▸ **OBJECTIVE**: Go through the records and copy each line where the word "this" occurs.

▸ **INPUT DATA**:
** Begin **

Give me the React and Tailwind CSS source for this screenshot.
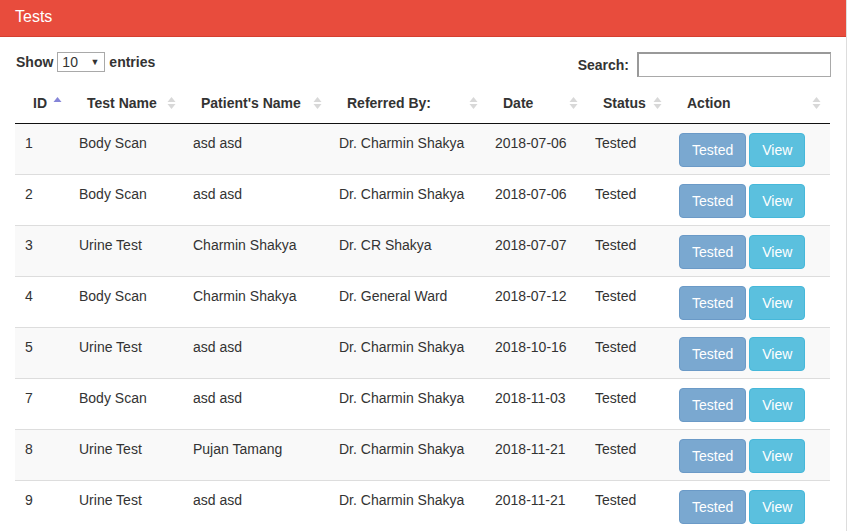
import React from 'react';

const rows = [
  { id: 1, test: 'Body Scan', patient: 'asd asd', ref: 'Dr. Charmin Shakya', date: '2018-07-06' },
  { id: 2, test: 'Body Scan', patient: 'asd asd', ref: 'Dr. Charmin Shakya', date: '2018-07-06' },
  { id: 3, test: 'Urine Test', patient: 'Charmin Shakya', ref: 'Dr. CR Shakya', date: '2018-07-07' },
  { id: 4, test: 'Body Scan', patient: 'Charmin Shakya', ref: 'Dr. General Ward', date: '2018-07-12' },
  { id: 5, test: 'Urine Test', patient: 'asd asd', ref: 'Dr. Charmin Shakya', date: '2018-10-16' },
  { id: 7, test: 'Body Scan', patient: 'asd asd', ref: 'Dr. Charmin Shakya', date: '2018-11-03' },
  { id: 8, test: 'Urine Test', patient: 'Pujan Tamang', ref: 'Dr. Charmin Shakya', date: '2018-11-21' },
  { id: 9, test: 'Urine Test', patient: 'asd asd', ref: 'Dr. Charmin Shakya', date: '2018-11-21' },
];

const columns = [
  { label: 'ID', width: 'w-[56px]', pad: 'pl-[18px]', sort: 'asc' },
  { label: 'Test Name', width: 'w-[114px]', pad: 'pl-[16px]' },
  { label: "Patient's Name", width: 'w-[146px]', pad: 'pl-[16px]' },
  { label: 'Referred By:', width: 'w-[156px]', pad: 'pl-[16px]' },
  { label: 'Date', width: 'w-[100px]', pad: 'pl-[16px]' },
  { label: 'Status', width: 'w-[84px]', pad: 'pl-[16px]' },
  { label: 'Action', width: 'w-[159px]', pad: 'pl-[16px]' },
];

function SortIcon({ sort }) {
  if (sort === 'asc') {
    return (
      <svg width="9" height="14" viewBox="0 0 9 14" className="absolute right-[9px] top-[13px]">
        <path d="M4.5 1 L8.5 6 L0.5 6 Z" fill="#8585d8" />
      </svg>
    );
  }
  return (
    <svg width="9" height="14" viewBox="0 0 9 14" className="absolute right-[9px] top-[13px]">
      <path d="M4.5 1 L8.5 6 L0.5 6 Z" fill="#d8d8d8" />
      <path d="M4.5 13 L8.5 8 L0.5 8 Z" fill="#d8d8d8" />
    </svg>
  );
}

export default function App() {
  return (
    <div className="w-[847px] min-h-[531px] bg-white border-r border-[#ddd] font-['Liberation_Sans',Arial,sans-serif] text-[#333] text-[14px]">
      {/* Panel heading */}
      <div className="h-[37px] bg-[#e84c3d] border-b border-[#d43f30] px-[15px] flex items-center">
        <span className="text-white text-[16px] leading-[22px] -mt-[3px]">Tests</span>
      </div>

      <div className="px-[15px]">
        {/* Controls */}
        <div className="flex justify-between items-start pt-[15px] h-[46px]">
          <label className="flex items-center font-bold leading-[20px] pl-[1px]">
            Show
            <span className="mx-[4px] w-[48px] h-[20px] border border-[#a9a9a9] flex items-center justify-between pl-[4px] pr-[5px] font-normal">
              <span>10</span>
              <span className="text-[9px]">▼</span>
            </span>
            entries
          </label>
          <label className="flex items-center font-bold leading-[20px]">
            Search:
            <span className="ml-[8px] w-[194px] h-[25px] border border-[#a9a9a9] border-t-2 border-t-[#999] border-l-2 border-l-[#999] bg-white"></span>
          </label>
        </div>

        {/* Table */}
        <table className="w-[815px] table-fixed border-collapse">
          <thead>
            <tr>
              {columns.map((c) => (
                <th
                  key={c.label}
                  className={`${c.width} ${c.pad} relative text-left font-bold leading-[20px] pt-[10px] pb-[10px] pr-[18px] border-b border-[#111] whitespace-nowrap`}
                >
                  {c.label}
                  <SortIcon sort={c.sort} />
                </th>
              ))}
            </tr>
          </thead>
          <tbody>
            {rows.map((r, i) => (
              <tr key={r.id} className={`${i % 2 === 0 ? 'bg-[#f9f9f9]' : 'bg-white'} ${i > 0 ? 'border-t border-[#ddd]' : ''}`}>
                <td className="align-top pl-[10px] pr-[8px] pt-[9px] pb-[8px] leading-[20px]">{r.id}</td>
                <td className="align-top pl-[8px] pr-[8px] pt-[9px] pb-[8px] leading-[20px]">{r.test}</td>
                <td className="align-top pl-[8px] pr-[8px] pt-[9px] pb-[8px] leading-[20px] whitespace-nowrap">{r.patient}</td>
                <td className="align-top pl-[8px] pr-[8px] pt-[9px] pb-[8px] leading-[20px] whitespace-nowrap">{r.ref}</td>
                <td className="align-top pl-[8px] pr-[8px] pt-[9px] pb-[8px] leading-[20px]">{r.date}</td>
                <td className="align-top pl-[8px] pr-[8px] pt-[9px] pb-[8px] leading-[20px]">Tested</td>
                <td className="align-top pl-[8px] pr-[8px] pt-[9px] pb-[7px]">
                  <div className="flex gap-[3px]">
                    <button className="h-[34px] px-[12px] rounded-[4px] bg-[#7aa8d0] border border-[#6b9ac7] text-white leading-[20px]">
                      Tested
                    </button>
                    <button className="h-[34px] px-[12px] rounded-[4px] bg-[#5bc0de] border border-[#46b8da] text-white leading-[20px]">
                      View
                    </button>
                  </div>
                </td>
              </tr>
            ))}
          </tbody>
        </table>
      </div>
    </div>
  );
}
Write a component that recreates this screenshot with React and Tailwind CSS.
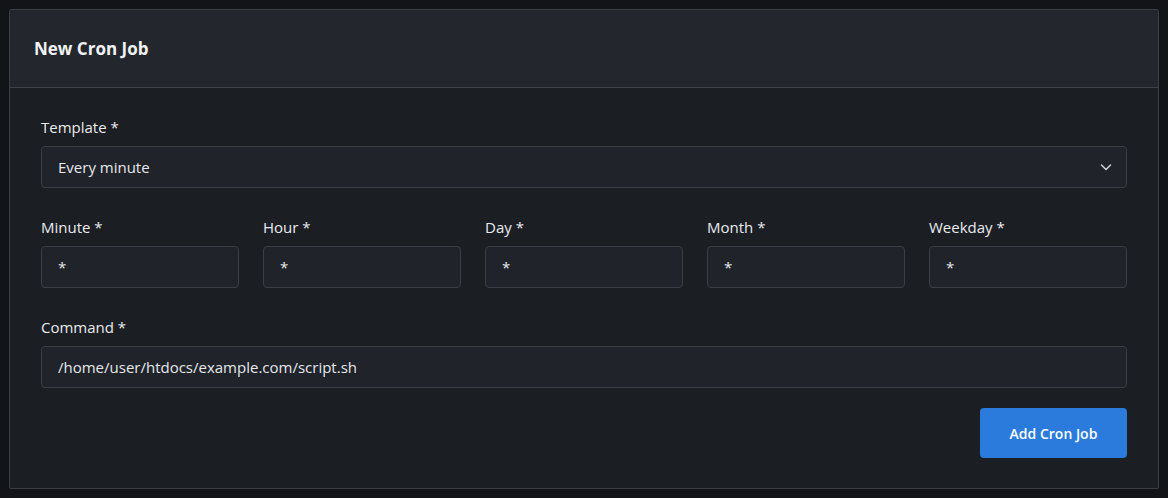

** End **

▸ **FINAL RESULT**:
Give me the React and Tailwind CSS source for this screenshot.
Write a component that recreates this screenshot with React and Tailwind CSS.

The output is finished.